Concept vs Design

Concept vs Design

When talking to a designer, it helps to be able to speak the same language. Two terms that have caused some confusion before when talking to clients and discussing a project, are concept and design. There could be a lengthy argument for when each word should be used, or even that they are interchangeable. However, through working with a lot of people unfamiliar with the design process, we’ve found that defining a word’s meaning can help make sure the right conversation is had. This is especially true for designers when a designer sends out a proposal, using words that make sense and are well defined in their head, but may not be as clearly defined, or in the same way, for their client. For those designers, firms, and clients that live and breath design, these words are second nature, same as any field. While the design industry doesn’t have the same technical jargon fear that something like engineering might put into someone unfamiliar with the industry, it nonetheless has its own technical terms, and each firm and designer has their own interpretation.

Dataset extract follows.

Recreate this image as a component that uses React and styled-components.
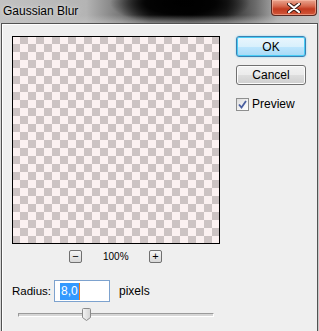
import styled, { createGlobalStyle } from "styled-components";

const GlobalStyle = createGlobalStyle`
  html, body {
    margin: 0;
    padding: 0;
    background: #c4c4c4;
  }
  body {
    font-family: "Liberation Sans", Arial, sans-serif;
  }
`;

/*
  Window chrome
*/
const Window = styled.div`
  width: 319px;
  height: 331px;
  display: flex;
  flex-direction: column;
  overflow: hidden;
  background: linear-gradient(90deg, #d6d6d6 0%, #c9c9c9 100%);
`;

const TitleBar = styled.div`
  position: relative;
  height: 23px;
  flex: none;
  display: flex;
  align-items: flex-start;
  justify-content: space-between;
  background: linear-gradient(to right, #c2c2c2 0%, #b4b4b4 27%, #767676 38%, #242424 47%, #0a0a0a 60%, #262626 71%, #6a6a6a 80%, #acacac 87%, #c4c4c4 100%);

  &::before {
    content: "";
    position: absolute;
    inset: 0;
    background: radial-gradient(70px 22px at 180px 3px, #000000 0%, rgba(0, 0, 0, 0.9) 50%, rgba(0, 0, 0, 0) 100%);
  }

  &::after {
    content: "";
    position: absolute;
    left: 0;
    right: 0;
    bottom: 0;
    height: 8px;
    background: linear-gradient(to bottom, rgba(196, 196, 196, 0), rgba(196, 196, 196, 0.6));
  }
`;

const Title = styled.span`
  position: relative;
  z-index: 1;
  font-family: "Liberation Sans", Arial, sans-serif;
  font-size: 12px;
  color: #000;
  padding: 4px 0 0 3px;
  text-shadow: 0 0 6px rgba(230, 230, 230, 0.9), 0 0 3px rgba(230, 230, 230, 0.8);
`;

const CloseButton = styled.div`
  position: relative;
  z-index: 1;
  width: 44px;
  height: 15px;
  margin-right: 2px;
  border: 1px solid #5a2a22;
  border-top: none;
  border-radius: 0 0 4px 4px;
  display: flex;
  align-items: center;
  justify-content: center;
  background: linear-gradient(180deg, #e9a58f 0%, #d76a4f 40%, #c23b20 60%, #d2573a 100%);
  box-shadow: inset 0 0 0 1px rgba(255, 200, 180, 0.5);
`;

const Body = styled.div`
  flex: 1;
  margin: 0 1px 0 1px;
  border: 1px solid #525252;
  border-bottom: none;
  background: #efefef;
  box-shadow: inset 1px 1px 0 #ffffff;
  padding: 12px 10px 0 10px;
  display: flex;
  gap: 16px;
`;

/*
  Left column: preview, zoom, radius, slider
*/
const LeftColumn = styled.div`
  width: 208px;
  display: flex;
  flex-direction: column;
`;

const Preview = styled.div`
  width: 206px;
  height: 206px;
  border: 1px solid #000;
  background: repeating-conic-gradient(#ccc3c3 0% 25%, #fbf1f1 0% 50%) -1px -1px / 16px 16px;
`;

const ZoomRow = styled.div`
  display: flex;
  align-items: center;
  justify-content: center;
  gap: 21px;
  margin-top: 6px;
  height: 13px;
  padding-right: 1px;
`;

const SmallButton = styled.div`
  width: 11px;
  height: 11px;
  border: 1px solid #707070;
  border-radius: 2px;
  background: linear-gradient(180deg, #f6f6f6 0%, #e6e6e6 50%, #d8d8d8 100%);
  display: flex;
  align-items: center;
  justify-content: center;
  font-size: 11px;
  line-height: 1;
  color: #000;
`;

const ZoomText = styled.span`
  font-size: 10px;
  color: #000;
  width: 25px;
  text-align: center;
`;

const RadiusRow = styled.div`
  display: flex;
  align-items: center;
  margin-top: 17px;
  height: 22px;
`;

const Label = styled.span`
  font-size: ${(p) => (p.$small ? "11.5px" : "12px")};
  color: #000;
`;

const Input = styled.div`
  width: 49px;
  height: 20px;
  margin: 0 9px 0 3px;
  border: 1px solid #7da2ce;
  background: #fff;
  display: flex;
  align-items: center;
  padding-left: 5px;
`;

const Selected = styled.span`
  font-size: 12px;
  color: #fff;
  background: #3399ff;
  padding: 1px 1px 2px 1px;
  border-right: 1px solid #f07a1a;
`;

const SliderRow = styled.div`
  position: relative;
  margin: 6px 0 0 6px;
  width: 196px;
  height: 14px;
  display: flex;
  align-items: center;
`;

const Track = styled.div`
  width: 100%;
  height: 2px;
  background: #d6d6d6;
  border: 1px solid #9a9a9a;
  border-bottom-color: #ffffff;
  border-right-color: #ffffff;
`;

const Thumb = styled.svg`
  position: absolute;
  left: 64px;
  top: 0;
`;

/*
  Right column: buttons and checkbox
*/
const RightColumn = styled.div`
  display: flex;
  flex-direction: column;
  width: 70px;
`;

const Button = styled.div`
  height: ${(p) => (p.$primary ? "19px" : "18px")};
  border: 1px solid ${(p) => (p.$primary ? "#3c7fb1" : "#707070")};
  border-radius: 3px;
  background: ${(p) =>
    p.$primary
      ? "linear-gradient(180deg, #eaf6fd 0%, #d9f0fc 50%, #bee6fd 52%, #a7d9f5 100%)"
      : "linear-gradient(180deg, #f2f2f2 0%, #ebebeb 50%, #dddddd 52%, #cfcfcf 100%)"};
  box-shadow: ${(p) =>
    p.$primary
      ? "inset 0 0 0 1px #48cdf6, 0 0 2px #7fd6f8"
      : "inset 0 0 0 1px #fcfcfc"};
  display: flex;
  align-items: center;
  justify-content: center;
  font-size: 12px;
  color: #000;
  margin-bottom: ${(p) => (p.$primary ? "8px" : "12px")};
`;

const CheckRow = styled.div`
  display: flex;
  align-items: center;
  gap: 3px;
`;

const Checkbox = styled.div`
  width: 11px;
  height: 11px;
  border: 1px solid #8e8f8f;
  background: linear-gradient(135deg, #dcdcdc 0%, #f4f4f4 60%, #ffffff 100%);
  display: flex;
  align-items: center;
  justify-content: center;
`;

export default function App() {
  return (
    <>
      <GlobalStyle />
      <Window>
        <TitleBar>
          <Title>Gaussian Blur</Title>
          <CloseButton>
            <svg width="14" height="10" viewBox="0 0 14 10">
              <path
                d="M2 1 L12 9 M12 1 L2 9"
                stroke="#3a1a14"
                strokeWidth="4"
                strokeLinecap="round"
              />
              <path
                d="M2 1 L12 9 M12 1 L2 9"
                stroke="#ffffff"
                strokeWidth="2.2"
                strokeLinecap="round"
              />
            </svg>
          </CloseButton>
        </TitleBar>
        <Body>
          <LeftColumn>
            <Preview />
            <ZoomRow>
              <SmallButton>−</SmallButton>
              <ZoomText>100%</ZoomText>
              <SmallButton>+</SmallButton>
            </ZoomRow>
            <RadiusRow>
              <Label $small>Radius:</Label>
              <Input>
                <Selected>8,0</Selected>
              </Input>
              <Label>pixels</Label>
            </RadiusRow>
            <SliderRow>
              <Track />
              <Thumb width="9" height="13" viewBox="0 0 9 13">
                <defs>
                  <linearGradient id="thumbFill" x1="0" y1="0" x2="1" y2="0">
                    <stop offset="0" stopColor="#f4f4f4" />
                    <stop offset="1" stopColor="#d4d4d4" />
                  </linearGradient>
                </defs>
                <path
                  d="M1.5 0.5 H7.5 Q8.5 0.5 8.5 1.5 V9.5 L4.5 12.5 L0.5 9.5 V1.5 Q0.5 0.5 1.5 0.5 Z"
                  fill="url(#thumbFill)"
                  stroke="#8a8a8a"
                />
              </Thumb>
            </SliderRow>
          </LeftColumn>
          <RightColumn>
            <Button $primary>OK</Button>
            <Button>Cancel</Button>
            <CheckRow>
              <Checkbox>
                <svg width="9" height="9" viewBox="0 0 9 9">
                  <path
                    d="M1 4.5 L3.5 7.5 L8 1"
                    fill="none"
                    stroke="#4a5fa0"
                    strokeWidth="1.8"
                  />
                </svg>
              </Checkbox>
              <Label>Preview</Label>
            </CheckRow>
          </RightColumn>
        </Body>
      </Window>
    </>
  );
}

Concepts we define as something that isn’t final. Anything from a rough napkin sketch or a one sentence description, to a beautifully rendered idea, maybe even animated. What matters the most in saying that it is a concept, is that it is just an idea. Concepts come in many different forms. 3D models, sketches, renders, verbal or written descriptions, a scribble, a single sentence, marker renderings, pencil or pen, digital or tangible, foam sketch, block model, or an illustration. The range of options we have at our disposal to convey a concept from one person to anyone else is vast, and used every day by thousands of people. Concepts do not have to exist in reality, they can have things like anti-gravity engines (not that anti-gravity engines won’t ever exist), while designs do not (for now). Concepts can push the envelope of reality, they can go places we can’t yet.

Designs are concepts that have been developed to the point where there are a set of blueprints that can guide someone into creating that design in real life, or the digital world. A good example from the gaming world would be that the description of a game is the concept, and the code that makes the game work is the design. The process of design is what takes a concept and turns it into a design. This doesn’t mean that a design is final, many designs go through revisions and changes, but it means that the concept has been designed. It’s complete enough that every detail has been accounted for and exists in a measurable and definable way. Designs are rooted in the here and now, they follow current technologies and our understanding of physics. There is always the leading edge of design that follows our craziest concepts, that pushes us forward, but the majority of design sits comfortably in the achievable realm. Most people want an innovative great design, that won’t cost a trillion dollars and fifty years to make a reality. Those we call blue-sky projects.

Every concept can become a design, and every design comes from a concept, but not every concept becomes a design. You can design a concept, but you can’t concept a design. Design as a verb describes the action of creating something, whether it is a concept or a design. This difference between what the verb means and what the noun means is probably at the root of the issue here. Then again, say Industrial Design and people think you design factories instead of being a product designer. Now that digital “products” are so common, saying product design can now mean you are a coder or developer and create web-based products.

At the Peterman Design Firm we follow this: a concept is any idea not ready for production and a design is one that is. We, along with many designers, work through the entire process, concept to production. In order to go to production, you need a design, in order to create a design, you need a concept, in order to create a concept, you need an idea. We create concepts, designs, and every step in between. The design process is taking an idea and turning it into reality.